Women’s Basketball: Jaeschke and Smith face off in Thursday’s battle of top post players

Danny Daly

In most conferences, 6-foot-5 center Amy Jaeschke would have a significant size advantage down low. In the Big Ten, the junior is constantly fighting for position with players at least as big as she is.

“It’s a unique situation,” coach Joe McKeown said. “Everybody’s got somebody that can play down there. Not many leagues have that many really good post players.”

Northwestern’s trip to Illinois presents another challenge for Jaeschke: 6-foot-3 senior Jenna Smith, who tops the Big Ten in rebounding and ranks third in points per game. The Illini got the best of the Wildcats twice last season, with Smith outscoring Jaeschke in both meetings.

The left-handed Smith’s versatility and ability to stretch the floor make her a difficult matchup.

“She’s really athletic, so she’s able to block your shots easily,” Jaeschke said. “It poses a problem for me because I have to be more conscious to make more pump fakes to get her up in the air and draw fouls.”

In addition to Jaeschke and Smith, the conference features Ohio State junior Jantel Lavender, the two-time defending Big Ten Player of the Year, and Michigan State senior Allyssa DeHaan, a 6-foot-9 giant who is the league’s career blocks leader.

While it’s undoubtedly a grind to play such physical opponents on a regular basis, it also forces the centers to stay on top of their games.

“The posts are phenomenal in this conference,” Smith said in October at Big Ten Media Day. “That’s the best thing about the Big Ten-that’s what makes you better.
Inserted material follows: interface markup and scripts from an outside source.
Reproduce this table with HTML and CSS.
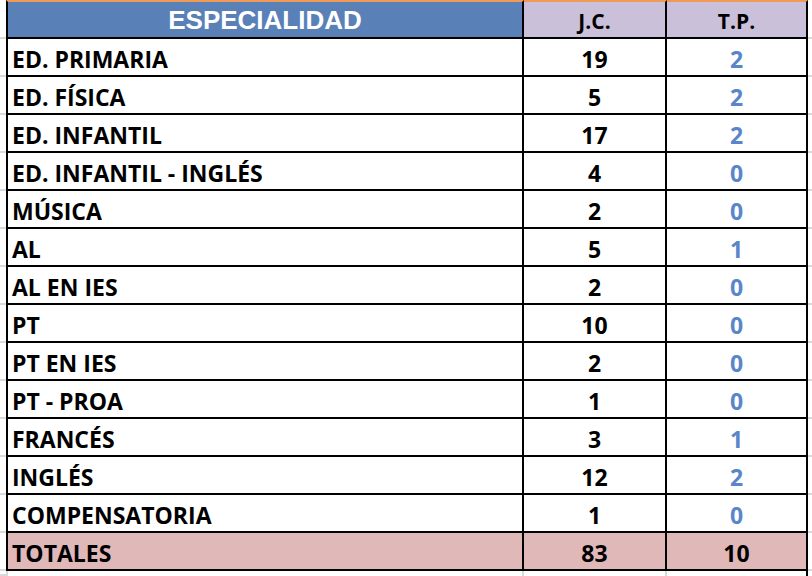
FILE: index.html
```html
<!DOCTYPE html>
<html lang="es">
<head>
<meta charset="utf-8">
<title>Especialidad</title>
<link rel="stylesheet" href="styles.css">
</head>
<body>
<div class="sheet">
  <div class="row head">
    <div class="g"></div>
    <div class="c name hd-blue">ESPECIALIDAD</div>
    <div class="c num hd-purple">J.C.</div>
    <div class="c num hd-purple">T.P.</div>
    <div class="g"></div>
  </div>
  <div class="row"><div class="g"></div><div class="c name">ED. PRIMARIA</div><div class="c num">19</div><div class="c num tp">2</div><div class="g"></div></div>
  <div class="row"><div class="g"></div><div class="c name">ED. FÍSICA</div><div class="c num">5</div><div class="c num tp">2</div><div class="g"></div></div>
  <div class="row"><div class="g"></div><div class="c name">ED. INFANTIL</div><div class="c num">17</div><div class="c num tp">2</div><div class="g"></div></div>
  <div class="row"><div class="g"></div><div class="c name">ED. INFANTIL - INGLÉS</div><div class="c num">4</div><div class="c num tp">0</div><div class="g"></div></div>
  <div class="row"><div class="g"></div><div class="c name">MÚSICA</div><div class="c num">2</div><div class="c num tp">0</div><div class="g"></div></div>
  <div class="row"><div class="g"></div><div class="c name">AL</div><div class="c num">5</div><div class="c num tp">1</div><div class="g"></div></div>
  <div class="row"><div class="g"></div><div class="c name">AL EN IES</div><div class="c num">2</div><div class="c num tp">0</div><div class="g"></div></div>
  <div class="row"><div class="g"></div><div class="c name">PT</div><div class="c num">10</div><div class="c num tp">0</div><div class="g"></div></div>
  <div class="row"><div class="g"></div><div class="c name">PT EN IES</div><div class="c num">2</div><div class="c num tp">0</div><div class="g"></div></div>
  <div class="row"><div class="g"></div><div class="c name">PT - PROA</div><div class="c num">1</div><div class="c num tp">0</div><div class="g"></div></div>
  <div class="row"><div class="g"></div><div class="c name">FRANCÉS</div><div class="c num">3</div><div class="c num tp">1</div><div class="g"></div></div>
  <div class="row"><div class="g"></div><div class="c name">INGLÉS</div><div class="c num">12</div><div class="c num tp">2</div><div class="g"></div></div>
  <div class="row"><div class="g"></div><div class="c name">COMPENSATORIA</div><div class="c num">1</div><div class="c num tp">0</div><div class="g"></div></div>
  <div class="row total"><div class="g"></div><div class="c name">TOTALES</div><div class="c num">83</div><div class="c num">10</div><div class="g"></div></div>
  <div class="row tail"><div class="g"></div><div class="t tl"></div><div class="t"></div><div class="t tr"></div><div class="g0"></div></div>
</div>
</body>
</html>
```

FILE: styles.css
```css
* { box-sizing: border-box; }
html, body { margin: 0; padding: 0; background: #fff; }
body { width: 812px; height: 576px; overflow: hidden; }

.sheet { display: flex; flex-direction: column; }

.row {
  display: grid;
  grid-template-columns: 6px 518px 143px 141px 4px;
  height: 38px;
}
.row.head { height: 39px; }
.row.tail { height: 5px; }

.g { border-bottom: 2px solid #d9d9d9; }
.g0 { }

.c {
  display: flex;
  align-items: center;
  padding-top: 3px;
  border-right: 2px solid #000;
  border-bottom: 2px solid #000;
  font-family: "Open Sans", "Liberation Sans", sans-serif;
  font-weight: 700;
  font-size: 23px;
  color: #000;
  white-space: nowrap;
}
.name { border-left: 2px solid #000; padding-left: 4px; }
.num { justify-content: center; }
.tp { color: #5a86c9; }

.head .c { border-top: 2px solid #ef9b57; padding-top: 2px; }
.hd-blue {
  background: #5a80b8;
  justify-content: center;
  padding-left: 0;
  font-family: "Liberation Sans", Arial, sans-serif;
  font-size: 26px;
  color: #fff;
}
.hd-purple { background: #cbc0da; font-size: 21px; padding-top: 5px; }

.total .c { background: #e0b8b8; }

.t { border-right: 2px solid #d9d9d9; }
.tl { border-left: 2px solid #d9d9d9; }
.tr { border-right-color: #000; }
```
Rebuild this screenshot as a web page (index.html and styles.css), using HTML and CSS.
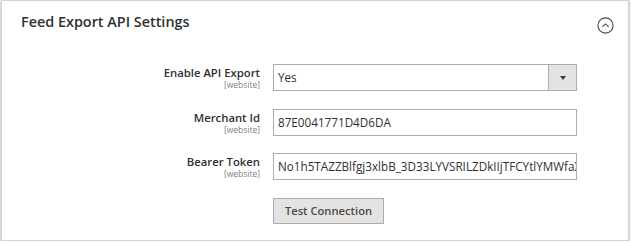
FILE: index.html
```html
<!DOCTYPE html>
<html lang="en">
<head>
    <meta charset="UTF-8">
    <title>Feed Export API Settings</title>
    <link rel="stylesheet" href="styles.css">
</head>
<body>
    <div class="panel">
        <div class="panel-head">
            <h2>Feed Export API Settings</h2>
            <svg class="toggle" width="17" height="17" viewBox="0 0 17 17">
                <circle cx="8.5" cy="8.5" r="7.6" fill="none" stroke="#4a4a4a" stroke-width="1.1"/>
                <path d="M5.4 9.9 L8.5 6.9 L11.6 9.9" fill="none" stroke="#4a4a4a" stroke-width="1.1"/>
            </svg>
        </div>
        <div class="fields">
            <div class="row">
                <div class="label">
                    <span class="name">Enable API Export</span>
                    <span class="scope">[website]</span>
                </div>
                <div class="select">
                    <span class="value">Yes</span>
                    <span class="arrow"></span>
                </div>
            </div>
            <div class="row">
                <div class="label">
                    <span class="name">Merchant Id</span>
                    <span class="scope">[website]</span>
                </div>
                <div class="input">87E0041771D4D6DA</div>
            </div>
            <div class="row">
                <div class="label">
                    <span class="name">Bearer Token</span>
                    <span class="scope">[website]</span>
                </div>
                <div class="input">No1h5TAZZBlfgj3xlbB_3D33LYVSRILZDkIIjTFCYtlYMWfaXdQ2</div>
            </div>
            <div class="row">
                <div></div>
                <div><button class="btn">Test Connection</button></div>
            </div>
        </div>
    </div>
</body>
</html>
```

FILE: styles.css
```css
body {
    margin: 0;
    background: #ffffff;
    font-family: 'Open Sans', 'Liberation Sans', sans-serif;
    color: #303030;
}

.panel {
    margin-left: 1px;
    width: 626px;
    height: 239px;
    border: 1px solid #d4d4d4;
    box-shadow: 0 1px 2px rgba(0, 0, 0, 0.45);
    background: #ffffff;
}

.panel-head {
    display: flex;
    justify-content: space-between;
    align-items: center;
    padding: 9px 14px 0 19px;
}

.panel-head h2 {
    margin: 0;
    font-size: 14.4px;
    font-weight: 600;
    line-height: 22px;
    color: #303030;
}

.toggle {
    margin-top: 7px;
}

.fields {
    display: flex;
    flex-direction: column;
    gap: 17.5px;
    padding-top: 30px;
}

.row {
    display: grid;
    grid-template-columns: 258px 304px;
    grid-template-rows: 27px;
    column-gap: 13px;
}

.label {
    display: flex;
    flex-direction: column;
    align-items: flex-end;
    padding-top: 1px;
}

.label .name {
    font-size: 11.3px;
    font-weight: 600;
    line-height: 15px;
    color: #303030;
}

.label .scope {
    font-size: 8.5px;
    line-height: 10px;
    color: #808080;
}

.select, .input {
    box-sizing: border-box;
    height: 27px;
    border: 1px solid #adadad;
    font-size: 11.7px;
    line-height: 25px;
    color: #303030;
    background: #ffffff;
}

.select {
    display: flex;
    justify-content: space-between;
}

.select .value {
    padding-left: 4px;
}

.select .arrow {
    width: 27px;
    border-left: 1px solid #adadad;
    background: #e3e3e3;
    position: relative;
}

.select .arrow::after {
    content: '';
    position: absolute;
    left: 11px;
    top: 11px;
    border-left: 3px solid transparent;
    border-right: 3px solid transparent;
    border-top: 4px solid #41362f;
}

.input {
    padding-left: 4px;
    white-space: nowrap;
    overflow: hidden;
}

.btn {
    box-sizing: border-box;
    height: 26px;
    width: 111px;
    border: 1px solid #adadad;
    background: #e3e3e3;
    font-family: inherit;
    font-size: 11.2px;
    font-weight: 600;
    color: #514943;
    padding: 0;
}
```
We always have contact. You just have a sense of pride that you have to take each and every game, like, ‘I’m not going to let them outwork me.'”

Each post player boasts a different skill set, meaning the centers must constantly make adjustments on both ends of the floor. That experience is valuable for postseason play, and it contributed to the Big Ten’s improved showing in the NCAA Tournament.

“It helps tremendously,” the 6-foot-4 Lavender said. “It’s like you can’t be hit with anything you haven’t been hit with.”

The conference had three representatives in the Sweet 16, including the Lavender-led Buckeyes, who lost during the first weekend each of the previous three years.

Preventing premier post players from taking over the game depends on the defense’s success in denying them the ball. For the conference’s smaller athletes, that’s a tall order.

“It’s a good thing I don’t have to defend them,” Michigan guard Veronica Hicks said.

“We think about that every time we prepare for a conference game. We know there’s going to be an inside presence. We really plan on pressuring guards so they can’t get it inside as easily.”

Jaeschke noticeably wore down as last season went on, struggling to create space inside with little help from the perimeter. The emergence of junior point guard Beth Marshall and freshman forward Kendall Hackney is keeping defenses more honest, and Jaeschke is making the most of it.

Against Smith and a last-place Illinois squad, Jaeschke has a chance to demonstrate her improvement offensively and defensively.

“She’s much more patient, more comfortable,” McKeown said. “One thing she doesn’t get enough credit for is she’s one of the top post defenders in the country. She plays great position defense, she blocks shots, and she doesn’t foul.”